BEGIN Information supplied
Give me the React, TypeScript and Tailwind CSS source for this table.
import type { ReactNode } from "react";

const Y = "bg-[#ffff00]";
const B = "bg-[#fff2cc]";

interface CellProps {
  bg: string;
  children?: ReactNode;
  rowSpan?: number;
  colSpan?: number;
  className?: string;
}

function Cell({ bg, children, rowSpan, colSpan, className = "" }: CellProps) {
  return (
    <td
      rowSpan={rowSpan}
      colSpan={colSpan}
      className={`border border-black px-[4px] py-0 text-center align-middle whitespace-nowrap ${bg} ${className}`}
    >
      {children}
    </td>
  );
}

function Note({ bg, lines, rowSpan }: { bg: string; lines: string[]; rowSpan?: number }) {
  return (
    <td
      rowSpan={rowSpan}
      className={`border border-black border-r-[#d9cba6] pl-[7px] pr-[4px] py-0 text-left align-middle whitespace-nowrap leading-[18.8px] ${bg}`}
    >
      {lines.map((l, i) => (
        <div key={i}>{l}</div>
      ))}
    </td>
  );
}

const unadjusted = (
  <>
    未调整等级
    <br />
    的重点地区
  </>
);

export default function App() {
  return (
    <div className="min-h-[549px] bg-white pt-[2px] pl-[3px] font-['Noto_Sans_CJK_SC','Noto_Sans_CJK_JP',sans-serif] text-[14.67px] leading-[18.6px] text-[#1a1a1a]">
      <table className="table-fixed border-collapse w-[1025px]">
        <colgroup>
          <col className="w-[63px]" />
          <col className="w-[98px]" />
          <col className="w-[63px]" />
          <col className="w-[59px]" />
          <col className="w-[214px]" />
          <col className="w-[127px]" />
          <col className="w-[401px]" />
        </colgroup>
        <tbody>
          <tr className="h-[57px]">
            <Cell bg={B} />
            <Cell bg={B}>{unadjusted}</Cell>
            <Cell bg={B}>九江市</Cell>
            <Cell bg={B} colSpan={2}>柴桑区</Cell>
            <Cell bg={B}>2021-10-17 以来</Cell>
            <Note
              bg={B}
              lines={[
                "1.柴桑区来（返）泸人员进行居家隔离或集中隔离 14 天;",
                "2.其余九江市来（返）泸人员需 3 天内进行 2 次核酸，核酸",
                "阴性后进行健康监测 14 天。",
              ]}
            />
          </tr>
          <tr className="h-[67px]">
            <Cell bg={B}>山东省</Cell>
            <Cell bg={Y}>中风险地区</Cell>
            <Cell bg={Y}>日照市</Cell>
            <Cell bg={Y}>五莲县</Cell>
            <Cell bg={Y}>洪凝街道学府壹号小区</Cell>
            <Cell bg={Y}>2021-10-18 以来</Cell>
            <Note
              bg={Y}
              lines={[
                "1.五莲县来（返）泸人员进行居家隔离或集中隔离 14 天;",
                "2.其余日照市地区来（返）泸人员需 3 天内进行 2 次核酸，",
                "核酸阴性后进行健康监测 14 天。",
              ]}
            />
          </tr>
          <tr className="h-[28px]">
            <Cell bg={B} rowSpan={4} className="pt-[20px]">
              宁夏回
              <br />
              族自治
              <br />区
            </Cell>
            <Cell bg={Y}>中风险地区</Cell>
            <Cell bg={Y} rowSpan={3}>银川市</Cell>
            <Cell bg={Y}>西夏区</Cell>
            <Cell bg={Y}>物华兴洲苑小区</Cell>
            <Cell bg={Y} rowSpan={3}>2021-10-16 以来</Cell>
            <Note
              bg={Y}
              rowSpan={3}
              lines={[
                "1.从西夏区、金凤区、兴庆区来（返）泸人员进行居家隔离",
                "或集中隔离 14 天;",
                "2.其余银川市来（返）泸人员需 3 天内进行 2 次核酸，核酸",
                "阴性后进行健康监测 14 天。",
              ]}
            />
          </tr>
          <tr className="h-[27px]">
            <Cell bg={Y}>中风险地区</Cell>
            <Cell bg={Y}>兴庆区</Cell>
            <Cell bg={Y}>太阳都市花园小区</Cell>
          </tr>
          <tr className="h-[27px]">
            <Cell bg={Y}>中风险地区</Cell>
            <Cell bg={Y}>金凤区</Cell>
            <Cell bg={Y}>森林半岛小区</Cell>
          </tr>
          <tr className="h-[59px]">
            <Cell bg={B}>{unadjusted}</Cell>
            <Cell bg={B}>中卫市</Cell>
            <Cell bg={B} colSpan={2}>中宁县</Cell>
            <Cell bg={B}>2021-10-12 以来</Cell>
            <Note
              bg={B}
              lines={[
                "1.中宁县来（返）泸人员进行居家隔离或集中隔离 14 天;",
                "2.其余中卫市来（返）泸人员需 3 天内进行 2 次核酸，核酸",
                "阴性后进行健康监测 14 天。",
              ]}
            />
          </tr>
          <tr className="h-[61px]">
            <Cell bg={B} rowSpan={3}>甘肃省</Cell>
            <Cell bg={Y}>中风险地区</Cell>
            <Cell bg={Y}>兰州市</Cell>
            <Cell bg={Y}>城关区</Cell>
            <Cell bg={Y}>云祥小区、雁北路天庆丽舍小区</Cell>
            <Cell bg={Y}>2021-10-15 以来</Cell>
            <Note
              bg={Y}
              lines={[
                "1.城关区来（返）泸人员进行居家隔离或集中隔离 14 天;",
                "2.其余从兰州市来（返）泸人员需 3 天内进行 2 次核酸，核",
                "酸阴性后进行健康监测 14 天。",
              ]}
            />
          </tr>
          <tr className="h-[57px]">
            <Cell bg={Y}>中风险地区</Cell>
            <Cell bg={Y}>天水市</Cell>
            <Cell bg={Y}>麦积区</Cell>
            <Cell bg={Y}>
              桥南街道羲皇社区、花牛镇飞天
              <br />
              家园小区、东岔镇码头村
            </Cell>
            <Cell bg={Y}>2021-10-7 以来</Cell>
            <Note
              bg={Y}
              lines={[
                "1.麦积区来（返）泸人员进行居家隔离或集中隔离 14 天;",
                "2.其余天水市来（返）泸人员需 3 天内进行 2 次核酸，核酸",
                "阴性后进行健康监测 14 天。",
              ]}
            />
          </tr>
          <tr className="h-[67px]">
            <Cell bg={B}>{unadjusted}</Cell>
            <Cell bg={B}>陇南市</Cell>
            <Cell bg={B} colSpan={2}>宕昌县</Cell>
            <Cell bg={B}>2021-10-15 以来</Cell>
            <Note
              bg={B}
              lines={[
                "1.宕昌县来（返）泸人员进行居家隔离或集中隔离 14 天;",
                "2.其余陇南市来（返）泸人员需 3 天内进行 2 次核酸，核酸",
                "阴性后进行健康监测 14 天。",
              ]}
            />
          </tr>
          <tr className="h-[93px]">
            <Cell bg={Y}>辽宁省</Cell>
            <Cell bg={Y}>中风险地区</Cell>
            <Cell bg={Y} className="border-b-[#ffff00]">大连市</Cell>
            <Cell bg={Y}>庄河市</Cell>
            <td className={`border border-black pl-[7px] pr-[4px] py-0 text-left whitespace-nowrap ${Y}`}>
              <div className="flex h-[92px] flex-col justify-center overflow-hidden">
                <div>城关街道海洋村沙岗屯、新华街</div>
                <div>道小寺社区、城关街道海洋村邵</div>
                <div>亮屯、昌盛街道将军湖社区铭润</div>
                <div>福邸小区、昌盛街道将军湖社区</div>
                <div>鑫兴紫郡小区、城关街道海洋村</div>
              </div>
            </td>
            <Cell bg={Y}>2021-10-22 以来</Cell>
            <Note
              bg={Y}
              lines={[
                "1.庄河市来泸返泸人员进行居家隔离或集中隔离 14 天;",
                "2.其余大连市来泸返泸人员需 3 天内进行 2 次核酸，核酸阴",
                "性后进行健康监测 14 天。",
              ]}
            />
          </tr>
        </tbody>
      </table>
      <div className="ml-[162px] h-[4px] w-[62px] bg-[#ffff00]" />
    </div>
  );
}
END Information supplied
[What to work on]: Repeat the data in its entirety, character for character.

[The response]:
Give me the React, TypeScript and Tailwind CSS source for this table.
import type { ReactNode } from "react";

const Y = "bg-[#ffff00]";
const B = "bg-[#fff2cc]";

interface CellProps {
  bg: string;
  children?: ReactNode;
  rowSpan?: number;
  colSpan?: number;
  className?: string;
}

function Cell({ bg, children, rowSpan, colSpan, className = "" }: CellProps) {
  return (
    <td
      rowSpan={rowSpan}
      colSpan={colSpan}
      className={`border border-black px-[4px] py-0 text-center align-middle whitespace-nowrap ${bg} ${className}`}
    >
      {children}
    </td>
  );
}

function Note({ bg, lines, rowSpan }: { bg: string; lines: string[]; rowSpan?: number }) {
  return (
    <td
      rowSpan={rowSpan}
      className={`border border-black border-r-[#d9cba6] pl-[7px] pr-[4px] py-0 text-left align-middle whitespace-nowrap leading-[18.8px] ${bg}`}
    >
      {lines.map((l, i) => (
        <div key={i}>{l}</div>
      ))}
    </td>
  );
}

const unadjusted = (
  <>
    未调整等级
    <br />
    的重点地区
  </>
);

export default function App() {
  return (
    <div className="min-h-[549px] bg-white pt-[2px] pl-[3px] font-['Noto_Sans_CJK_SC','Noto_Sans_CJK_JP',sans-serif] text-[14.67px] leading-[18.6px] text-[#1a1a1a]">
      <table className="table-fixed border-collapse w-[1025px]">
        <colgroup>
          <col className="w-[63px]" />
          <col className="w-[98px]" />
          <col className="w-[63px]" />
          <col className="w-[59px]" />
          <col className="w-[214px]" />
          <col className="w-[127px]" />
          <col className="w-[401px]" />
        </colgroup>
        <tbody>
          <tr className="h-[57px]">
            <Cell bg={B} />
            <Cell bg={B}>{unadjusted}</Cell>
            <Cell bg={B}>九江市</Cell>
            <Cell bg={B} colSpan={2}>柴桑区</Cell>
            <Cell bg={B}>2021-10-17 以来</Cell>
            <Note
              bg={B}
              lines={[
                "1.柴桑区来（返）泸人员进行居家隔离或集中隔离 14 天;",
                "2.其余九江市来（返）泸人员需 3 天内进行 2 次核酸，核酸",
                "阴性后进行健康监测 14 天。",
              ]}
            />
          </tr>
          <tr className="h-[67px]">
            <Cell bg={B}>山东省</Cell>
            <Cell bg={Y}>中风险地区</Cell>
            <Cell bg={Y}>日照市</Cell>
            <Cell bg={Y}>五莲县</Cell>
            <Cell bg={Y}>洪凝街道学府壹号小区</Cell>
            <Cell bg={Y}>2021-10-18 以来</Cell>
            <Note
              bg={Y}
              lines={[
                "1.五莲县来（返）泸人员进行居家隔离或集中隔离 14 天;",
                "2.其余日照市地区来（返）泸人员需 3 天内进行 2 次核酸，",
                "核酸阴性后进行健康监测 14 天。",
              ]}
            />
          </tr>
          <tr className="h-[28px]">
            <Cell bg={B} rowSpan={4} className="pt-[20px]">
              宁夏回
              <br />
              族自治
              <br />区
            </Cell>
            <Cell bg={Y}>中风险地区</Cell>
            <Cell bg={Y} rowSpan={3}>银川市</Cell>
            <Cell bg={Y}>西夏区</Cell>
            <Cell bg={Y}>物华兴洲苑小区</Cell>
            <Cell bg={Y} rowSpan={3}>2021-10-16 以来</Cell>
            <Note
              bg={Y}
              rowSpan={3}
              lines={[
                "1.从西夏区、金凤区、兴庆区来（返）泸人员进行居家隔离",
                "或集中隔离 14 天;",
                "2.其余银川市来（返）泸人员需 3 天内进行 2 次核酸，核酸",
                "阴性后进行健康监测 14 天。",
              ]}
            />
          </tr>
          <tr className="h-[27px]">
            <Cell bg={Y}>中风险地区</Cell>
            <Cell bg={Y}>兴庆区</Cell>
            <Cell bg={Y}>太阳都市花园小区</Cell>
          </tr>
          <tr className="h-[27px]">
            <Cell bg={Y}>中风险地区</Cell>
            <Cell bg={Y}>金凤区</Cell>
            <Cell bg={Y}>森林半岛小区</Cell>
          </tr>
          <tr className="h-[59px]">
            <Cell bg={B}>{unadjusted}</Cell>
            <Cell bg={B}>中卫市</Cell>
            <Cell bg={B} colSpan={2}>中宁县</Cell>
            <Cell bg={B}>2021-10-12 以来</Cell>
            <Note
              bg={B}
              lines={[
                "1.中宁县来（返）泸人员进行居家隔离或集中隔离 14 天;",
                "2.其余中卫市来（返）泸人员需 3 天内进行 2 次核酸，核酸",
                "阴性后进行健康监测 14 天。",
              ]}
            />
          </tr>
          <tr className="h-[61px]">
            <Cell bg={B} rowSpan={3}>甘肃省</Cell>
            <Cell bg={Y}>中风险地区</Cell>
            <Cell bg={Y}>兰州市</Cell>
            <Cell bg={Y}>城关区</Cell>
            <Cell bg={Y}>云祥小区、雁北路天庆丽舍小区</Cell>
            <Cell bg={Y}>2021-10-15 以来</Cell>
            <Note
              bg={Y}
              lines={[
                "1.城关区来（返）泸人员进行居家隔离或集中隔离 14 天;",
                "2.其余从兰州市来（返）泸人员需 3 天内进行 2 次核酸，核",
                "酸阴性后进行健康监测 14 天。",
              ]}
            />
          </tr>
          <tr className="h-[57px]">
            <Cell bg={Y}>中风险地区</Cell>
            <Cell bg={Y}>天水市</Cell>
            <Cell bg={Y}>麦积区</Cell>
            <Cell bg={Y}>
              桥南街道羲皇社区、花牛镇飞天
              <br />
              家园小区、东岔镇码头村
            </Cell>
            <Cell bg={Y}>2021-10-7 以来</Cell>
            <Note
              bg={Y}
              lines={[
                "1.麦积区来（返）泸人员进行居家隔离或集中隔离 14 天;",
                "2.其余天水市来（返）泸人员需 3 天内进行 2 次核酸，核酸",
                "阴性后进行健康监测 14 天。",
              ]}
            />
          </tr>
          <tr className="h-[67px]">
            <Cell bg={B}>{unadjusted}</Cell>
            <Cell bg={B}>陇南市</Cell>
            <Cell bg={B} colSpan={2}>宕昌县</Cell>
            <Cell bg={B}>2021-10-15 以来</Cell>
            <Note
              bg={B}
              lines={[
                "1.宕昌县来（返）泸人员进行居家隔离或集中隔离 14 天;",
                "2.其余陇南市来（返）泸人员需 3 天内进行 2 次核酸，核酸",
                "阴性后进行健康监测 14 天。",
              ]}
            />
          </tr>
          <tr className="h-[93px]">
            <Cell bg={Y}>辽宁省</Cell>
            <Cell bg={Y}>中风险地区</Cell>
            <Cell bg={Y} className="border-b-[#ffff00]">大连市</Cell>
            <Cell bg={Y}>庄河市</Cell>
            <td className={`border border-black pl-[7px] pr-[4px] py-0 text-left whitespace-nowrap ${Y}`}>
              <div className="flex h-[92px] flex-col justify-center overflow-hidden">
                <div>城关街道海洋村沙岗屯、新华街</div>
                <div>道小寺社区、城关街道海洋村邵</div>
                <div>亮屯、昌盛街道将军湖社区铭润</div>
                <div>福邸小区、昌盛街道将军湖社区</div>
                <div>鑫兴紫郡小区、城关街道海洋村</div>
              </div>
            </td>
            <Cell bg={Y}>2021-10-22 以来</Cell>
            <Note
              bg={Y}
              lines={[
                "1.庄河市来泸返泸人员进行居家隔离或集中隔离 14 天;",
                "2.其余大连市来泸返泸人员需 3 天内进行 2 次核酸，核酸阴",
                "性后进行健康监测 14 天。",
              ]}
            />
          </tr>
        </tbody>
      </table>
      <div className="ml-[162px] h-[4px] w-[62px] bg-[#ffff00]" />
    </div>
  );
}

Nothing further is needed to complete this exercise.